For years he smoked himself to death, rolling his own from a red Prince Albert can, then later switching to bought smokes, then later to Levi or Red Man chewing tobacco. Because of all this, he had an earth-shaking, body-shaking cough, which we all thought would kill him, but didn’t.
Pacing the floor was not unusual for Pop. He just could not talk to you without pacing and swinging his arms and hand. He did this at home and probably learned it from his job, going thousands of miles no doubt.
How many newspapers do you suppose Mama has picked up scattered around his chair? Each section (and he read them all) was “neatly” thrown aside by his chair, indicating that he had finished reading.
You always knew Pop’s car by the spit cups and the amount of junk you could find therein. He used his car for a truck to haul everything from farm equipment parts to farm produce. He laughingly said that he never cleaned his windshield because the car knew where he was going. He never traded cars in his latter years. He drove them till they quit, then junked them.
Now, what is it that actually makes this man a legend?

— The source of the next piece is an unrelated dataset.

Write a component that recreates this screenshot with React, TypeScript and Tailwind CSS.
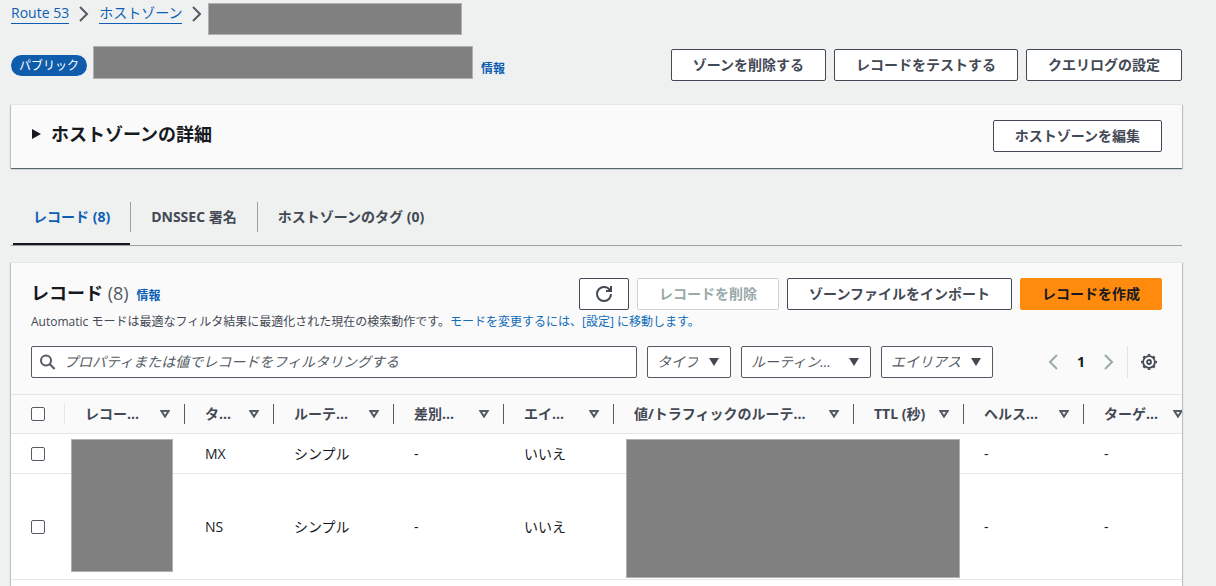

Actually, a legend is a story or a gift of a life that makes a good story.
To me, a legend is someone who came up the hard way, and makes it easier for the next; a great leader that people will follow; an outstanding family man that other generations continue to follow; a special servant to others with others serving in return; a hard worker making others thinking they should be, too; a notable personality making the haves and have-nots love him; a big giver with others learning from him, a special fun-guy, making others laugh and enjoy.
Though Pop is absent from us in body, he is constantly still living in our hearts – our memory – or in inherited characteristics and actions. This legend will continue to live on this earth through his family until we are united with him in Heaven. A legend is usually just a story, but this legend was real for he was “Cliff,” but to most people he was just our “Pop.”